There was another, more immediate indication of Pacelli's moral dislocation. It occurred before the liberation of Rome, when he was the sole Italian authority in the city. On October 16, 1943, SS troops entered the Roman ghetto area and rounded up more than 1,000 Jews, imprisoning them in the very shadow of the Vatican.

How did Pacelli acquit himself'?

On the morning of the roundup, which had been prompted by AdoIf Eichmann, who was in charge of the organization of the Final Solution from his headquarters in Berlin, the German ambassador in Rome pleaded with the Vatican to issue a public protest. By this stage of the war, Mussolini had been deposed and rescued by AdoIf Hitler to run the puppet regime in the North of Italy. The German authorities in Rome, both diplomats and military commanders, fearing a backlash of the Italian populace, hoped that an immediate and vigorous papal denunciation might stop the SS in their tracks and prevent further arrests. Pacelli refused. In the end, the German diplomats drafted a letter of protest on the Pope's behalf and prevailed on a resident German bishop to sign it for Berlin's benefit. Meanwhile, the deportation of the imprisoned Jews went ahead on October 18.

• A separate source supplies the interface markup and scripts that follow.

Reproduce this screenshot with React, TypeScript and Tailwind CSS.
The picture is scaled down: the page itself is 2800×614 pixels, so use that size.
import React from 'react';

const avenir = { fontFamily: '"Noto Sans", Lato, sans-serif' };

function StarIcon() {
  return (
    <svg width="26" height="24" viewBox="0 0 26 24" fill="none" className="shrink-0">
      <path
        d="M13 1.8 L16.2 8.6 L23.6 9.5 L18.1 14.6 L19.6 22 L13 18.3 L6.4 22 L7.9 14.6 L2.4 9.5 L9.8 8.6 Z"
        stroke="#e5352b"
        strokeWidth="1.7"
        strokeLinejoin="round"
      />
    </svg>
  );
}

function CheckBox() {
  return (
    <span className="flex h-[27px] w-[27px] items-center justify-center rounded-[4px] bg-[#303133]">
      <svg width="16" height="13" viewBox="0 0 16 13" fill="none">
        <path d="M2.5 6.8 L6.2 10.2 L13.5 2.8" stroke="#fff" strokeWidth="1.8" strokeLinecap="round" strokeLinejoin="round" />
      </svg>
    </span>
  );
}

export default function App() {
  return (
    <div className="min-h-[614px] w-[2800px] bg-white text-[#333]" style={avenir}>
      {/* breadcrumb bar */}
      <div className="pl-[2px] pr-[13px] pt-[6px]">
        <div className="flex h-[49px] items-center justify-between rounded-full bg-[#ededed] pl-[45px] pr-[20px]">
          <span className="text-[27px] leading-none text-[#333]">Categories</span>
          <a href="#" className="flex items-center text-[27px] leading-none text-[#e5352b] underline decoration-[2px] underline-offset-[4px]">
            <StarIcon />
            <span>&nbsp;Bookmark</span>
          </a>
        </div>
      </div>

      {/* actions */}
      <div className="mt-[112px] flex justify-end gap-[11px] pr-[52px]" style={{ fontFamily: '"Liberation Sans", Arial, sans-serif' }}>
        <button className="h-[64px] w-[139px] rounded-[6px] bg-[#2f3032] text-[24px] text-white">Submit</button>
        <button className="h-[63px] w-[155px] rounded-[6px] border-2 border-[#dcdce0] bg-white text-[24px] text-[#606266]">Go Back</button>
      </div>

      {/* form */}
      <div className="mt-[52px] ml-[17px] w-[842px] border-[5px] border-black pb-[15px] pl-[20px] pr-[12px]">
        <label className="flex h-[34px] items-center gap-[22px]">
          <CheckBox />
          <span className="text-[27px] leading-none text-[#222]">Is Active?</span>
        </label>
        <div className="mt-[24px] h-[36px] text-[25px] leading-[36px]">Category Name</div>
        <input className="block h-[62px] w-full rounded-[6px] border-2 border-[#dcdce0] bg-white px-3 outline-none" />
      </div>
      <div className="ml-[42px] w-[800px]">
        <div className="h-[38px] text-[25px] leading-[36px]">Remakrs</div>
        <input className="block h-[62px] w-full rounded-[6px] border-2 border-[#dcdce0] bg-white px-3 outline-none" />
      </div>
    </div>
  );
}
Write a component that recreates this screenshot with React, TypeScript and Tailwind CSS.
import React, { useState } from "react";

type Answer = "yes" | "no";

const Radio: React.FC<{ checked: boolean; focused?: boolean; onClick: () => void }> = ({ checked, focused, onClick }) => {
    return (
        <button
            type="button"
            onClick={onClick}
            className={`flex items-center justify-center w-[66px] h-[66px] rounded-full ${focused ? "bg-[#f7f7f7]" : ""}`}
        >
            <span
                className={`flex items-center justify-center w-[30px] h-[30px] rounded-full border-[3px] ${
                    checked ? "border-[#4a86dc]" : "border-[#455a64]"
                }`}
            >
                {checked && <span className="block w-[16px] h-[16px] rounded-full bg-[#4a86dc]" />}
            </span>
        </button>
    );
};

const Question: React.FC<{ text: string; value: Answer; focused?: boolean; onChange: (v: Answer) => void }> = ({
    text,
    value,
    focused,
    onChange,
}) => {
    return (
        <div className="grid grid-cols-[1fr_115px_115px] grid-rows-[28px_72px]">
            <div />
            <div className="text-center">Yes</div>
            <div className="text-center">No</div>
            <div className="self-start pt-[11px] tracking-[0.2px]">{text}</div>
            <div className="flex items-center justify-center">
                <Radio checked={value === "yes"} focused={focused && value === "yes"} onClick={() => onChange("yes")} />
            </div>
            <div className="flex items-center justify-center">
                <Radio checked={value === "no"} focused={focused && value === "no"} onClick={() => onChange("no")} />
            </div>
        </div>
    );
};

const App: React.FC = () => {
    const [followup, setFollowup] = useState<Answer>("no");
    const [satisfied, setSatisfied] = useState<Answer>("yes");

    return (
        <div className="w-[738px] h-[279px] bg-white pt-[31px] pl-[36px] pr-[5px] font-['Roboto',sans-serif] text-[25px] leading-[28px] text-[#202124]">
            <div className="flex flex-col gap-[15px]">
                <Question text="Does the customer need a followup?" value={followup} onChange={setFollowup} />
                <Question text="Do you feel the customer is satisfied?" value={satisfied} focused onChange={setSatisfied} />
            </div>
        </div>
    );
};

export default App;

When U.S. chargé d 'affaires Harold Tittmann visited Pacelli that day, he found the pontiff anxious that the "Communist" Partisans would take advantage of a cycle of papal protest, followed by SS reprisals, followed by a civilian backlash. As a consequence, he was not inclined to lift a finger for the Jewish deportees, who were now traveling in cattle cars to the Austrian border bound for Auschwitz. Church officials reported on the desperate plight of the deportees as they passed slowly through city after city. Still Pacelli refused to intervene.